Un político muy mediático declaraba hace unas semanas que uno de los pilares de desarrollo de la economía española era el sector agroalimentario.
Meridiana declaración a sabiendas que España no es una potencia industrial, tecnológica y, mucho menos, investigadora.
Todos aquellos que trabajamos por o para el sector sabemos de sus fortalezas, pero también de sus miserias. Y el año que acabamos de terminar ha puesto sobre la mesa un problema endémico de la agricultura española: la escasez de agua.
En España hay zonas que necesitan aportaciones hídricas de otras regiones porque sus propios recursos son deficitarios. La agricultura de Murcia está deshidratada, el agua para el sector tropical de Málaga está bajo mínimos y las plantaciones de fresa de El Condado, en Huelva, ven amenazado su futuro.

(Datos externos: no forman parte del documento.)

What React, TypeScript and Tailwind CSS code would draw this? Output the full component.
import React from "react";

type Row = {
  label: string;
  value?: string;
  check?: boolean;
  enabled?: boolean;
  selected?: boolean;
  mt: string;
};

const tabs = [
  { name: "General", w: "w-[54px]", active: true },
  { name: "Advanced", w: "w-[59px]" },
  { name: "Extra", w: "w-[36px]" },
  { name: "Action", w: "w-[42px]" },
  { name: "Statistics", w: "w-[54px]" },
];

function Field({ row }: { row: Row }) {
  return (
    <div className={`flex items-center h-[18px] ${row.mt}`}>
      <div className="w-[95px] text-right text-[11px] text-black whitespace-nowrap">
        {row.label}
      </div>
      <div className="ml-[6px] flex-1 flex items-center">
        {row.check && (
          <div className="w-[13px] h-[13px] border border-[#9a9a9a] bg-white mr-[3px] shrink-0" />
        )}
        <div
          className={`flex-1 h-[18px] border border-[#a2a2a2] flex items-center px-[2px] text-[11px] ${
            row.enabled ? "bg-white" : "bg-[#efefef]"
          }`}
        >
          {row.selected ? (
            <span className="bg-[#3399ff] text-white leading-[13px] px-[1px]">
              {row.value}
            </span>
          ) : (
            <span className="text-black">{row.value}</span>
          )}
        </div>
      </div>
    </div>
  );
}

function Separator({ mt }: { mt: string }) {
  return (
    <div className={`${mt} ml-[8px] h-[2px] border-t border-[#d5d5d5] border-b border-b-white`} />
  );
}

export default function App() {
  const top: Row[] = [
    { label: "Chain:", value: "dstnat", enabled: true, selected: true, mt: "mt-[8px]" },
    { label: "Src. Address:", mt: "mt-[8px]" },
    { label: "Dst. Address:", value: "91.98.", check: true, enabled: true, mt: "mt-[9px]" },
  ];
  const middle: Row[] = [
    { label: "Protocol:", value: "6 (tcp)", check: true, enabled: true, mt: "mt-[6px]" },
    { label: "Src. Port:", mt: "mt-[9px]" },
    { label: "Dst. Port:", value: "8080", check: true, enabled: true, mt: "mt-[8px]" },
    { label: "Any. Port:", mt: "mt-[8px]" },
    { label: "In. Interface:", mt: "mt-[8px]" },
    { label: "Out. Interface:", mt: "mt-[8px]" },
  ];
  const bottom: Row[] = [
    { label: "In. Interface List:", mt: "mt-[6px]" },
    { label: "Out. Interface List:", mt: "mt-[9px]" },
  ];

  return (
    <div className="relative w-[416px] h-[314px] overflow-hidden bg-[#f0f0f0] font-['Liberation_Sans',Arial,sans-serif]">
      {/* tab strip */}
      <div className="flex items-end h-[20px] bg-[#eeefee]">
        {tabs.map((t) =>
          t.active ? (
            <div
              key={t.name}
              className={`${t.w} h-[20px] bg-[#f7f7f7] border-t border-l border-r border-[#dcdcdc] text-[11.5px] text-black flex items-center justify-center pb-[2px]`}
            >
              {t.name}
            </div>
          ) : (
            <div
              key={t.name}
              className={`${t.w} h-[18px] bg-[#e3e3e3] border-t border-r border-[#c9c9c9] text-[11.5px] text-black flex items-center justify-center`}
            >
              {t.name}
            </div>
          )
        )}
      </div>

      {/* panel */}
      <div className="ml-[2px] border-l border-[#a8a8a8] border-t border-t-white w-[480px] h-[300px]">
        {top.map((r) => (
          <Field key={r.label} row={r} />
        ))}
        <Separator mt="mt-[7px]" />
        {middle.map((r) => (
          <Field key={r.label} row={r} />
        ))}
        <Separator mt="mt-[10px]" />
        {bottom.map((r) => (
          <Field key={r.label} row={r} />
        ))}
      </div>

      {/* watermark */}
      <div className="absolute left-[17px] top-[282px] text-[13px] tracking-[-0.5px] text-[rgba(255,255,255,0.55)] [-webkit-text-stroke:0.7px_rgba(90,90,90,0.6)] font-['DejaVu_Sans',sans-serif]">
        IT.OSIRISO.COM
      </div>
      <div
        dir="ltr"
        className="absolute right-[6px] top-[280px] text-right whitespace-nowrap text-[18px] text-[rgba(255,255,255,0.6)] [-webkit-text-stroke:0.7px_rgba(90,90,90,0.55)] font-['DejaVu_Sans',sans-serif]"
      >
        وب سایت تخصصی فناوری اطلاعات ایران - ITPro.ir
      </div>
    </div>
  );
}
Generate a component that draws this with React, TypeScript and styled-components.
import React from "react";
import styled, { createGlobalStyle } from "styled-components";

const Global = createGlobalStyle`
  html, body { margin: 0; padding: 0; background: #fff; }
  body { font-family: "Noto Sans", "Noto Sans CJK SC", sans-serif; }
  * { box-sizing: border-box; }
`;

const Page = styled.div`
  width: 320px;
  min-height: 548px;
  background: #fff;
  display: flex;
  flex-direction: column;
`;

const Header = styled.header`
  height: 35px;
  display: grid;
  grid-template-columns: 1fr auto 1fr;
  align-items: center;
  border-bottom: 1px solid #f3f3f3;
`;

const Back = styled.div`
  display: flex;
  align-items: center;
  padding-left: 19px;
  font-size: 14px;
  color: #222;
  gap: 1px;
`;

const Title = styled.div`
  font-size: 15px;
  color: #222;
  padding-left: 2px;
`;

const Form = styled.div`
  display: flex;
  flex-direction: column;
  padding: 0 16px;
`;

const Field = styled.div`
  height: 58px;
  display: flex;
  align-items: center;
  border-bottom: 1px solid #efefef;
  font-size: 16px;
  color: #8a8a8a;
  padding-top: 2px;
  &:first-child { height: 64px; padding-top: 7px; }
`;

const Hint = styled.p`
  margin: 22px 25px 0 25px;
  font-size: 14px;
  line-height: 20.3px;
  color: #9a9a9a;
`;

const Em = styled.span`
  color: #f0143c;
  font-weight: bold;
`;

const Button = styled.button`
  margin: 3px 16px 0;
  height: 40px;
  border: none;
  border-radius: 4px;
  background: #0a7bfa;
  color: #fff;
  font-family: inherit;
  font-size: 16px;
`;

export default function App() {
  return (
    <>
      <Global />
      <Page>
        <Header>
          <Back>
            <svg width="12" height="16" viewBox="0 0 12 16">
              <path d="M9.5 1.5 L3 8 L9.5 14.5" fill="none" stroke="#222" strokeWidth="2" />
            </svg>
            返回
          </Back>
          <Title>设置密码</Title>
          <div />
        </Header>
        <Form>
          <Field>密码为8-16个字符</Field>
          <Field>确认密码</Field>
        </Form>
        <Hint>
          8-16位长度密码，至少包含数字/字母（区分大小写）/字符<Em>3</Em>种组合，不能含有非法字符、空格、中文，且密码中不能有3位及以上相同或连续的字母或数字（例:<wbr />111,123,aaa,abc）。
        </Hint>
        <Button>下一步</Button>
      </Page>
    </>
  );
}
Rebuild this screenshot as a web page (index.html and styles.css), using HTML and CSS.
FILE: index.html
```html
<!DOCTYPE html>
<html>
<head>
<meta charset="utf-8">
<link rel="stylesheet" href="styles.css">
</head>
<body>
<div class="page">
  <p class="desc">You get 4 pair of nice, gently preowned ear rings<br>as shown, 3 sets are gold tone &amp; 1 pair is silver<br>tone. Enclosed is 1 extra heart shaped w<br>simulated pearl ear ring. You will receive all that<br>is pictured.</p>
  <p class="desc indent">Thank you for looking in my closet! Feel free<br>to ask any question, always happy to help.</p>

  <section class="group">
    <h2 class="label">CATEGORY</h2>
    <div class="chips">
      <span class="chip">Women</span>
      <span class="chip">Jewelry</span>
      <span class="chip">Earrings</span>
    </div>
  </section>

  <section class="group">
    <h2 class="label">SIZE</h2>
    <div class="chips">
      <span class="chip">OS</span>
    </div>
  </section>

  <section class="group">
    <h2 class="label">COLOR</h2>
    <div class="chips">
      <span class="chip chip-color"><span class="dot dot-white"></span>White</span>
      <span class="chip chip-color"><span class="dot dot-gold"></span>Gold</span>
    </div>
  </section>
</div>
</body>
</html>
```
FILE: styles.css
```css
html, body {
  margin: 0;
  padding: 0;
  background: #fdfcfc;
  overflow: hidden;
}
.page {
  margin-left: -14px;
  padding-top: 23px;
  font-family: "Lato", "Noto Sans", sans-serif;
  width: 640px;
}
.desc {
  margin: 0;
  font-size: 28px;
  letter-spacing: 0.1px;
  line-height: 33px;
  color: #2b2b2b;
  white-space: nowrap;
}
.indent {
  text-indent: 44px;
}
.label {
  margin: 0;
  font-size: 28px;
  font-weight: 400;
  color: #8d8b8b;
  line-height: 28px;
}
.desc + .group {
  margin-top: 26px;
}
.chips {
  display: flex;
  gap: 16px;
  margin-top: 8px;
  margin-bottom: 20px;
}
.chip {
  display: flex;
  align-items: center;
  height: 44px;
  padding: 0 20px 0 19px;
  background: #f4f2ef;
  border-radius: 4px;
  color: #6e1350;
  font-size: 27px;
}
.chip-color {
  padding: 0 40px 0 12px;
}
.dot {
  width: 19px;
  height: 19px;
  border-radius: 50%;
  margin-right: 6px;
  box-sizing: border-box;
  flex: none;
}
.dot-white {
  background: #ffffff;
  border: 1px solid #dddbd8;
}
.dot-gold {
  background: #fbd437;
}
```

En uno u otro lugar, los problemas se basan en trasvases de ríos, almacenamiento de pantanos, pozos que ya no dan rendimientos, desalinizadoras o problemas con las cuencas hidrográficas.
Llevamos años, sino décadas, parcheando el problema. Ha llegado el momento de priorizar las políticas hídricas, de redefinir las necesidades pero, sobre todo, de garantizar agua para continuar con la actividad agrícola, así como valorar si las desaladoras son un input excesivamente caro.
Los retos del agua en España no se derivan de su escasez, sino de su buena gobernabilidad y, de momento, el agua sólo ha sido arma arrojadiza entre instituciones políticas de distinto signo. Vivimos una nefasta politización del agua que debe terminar.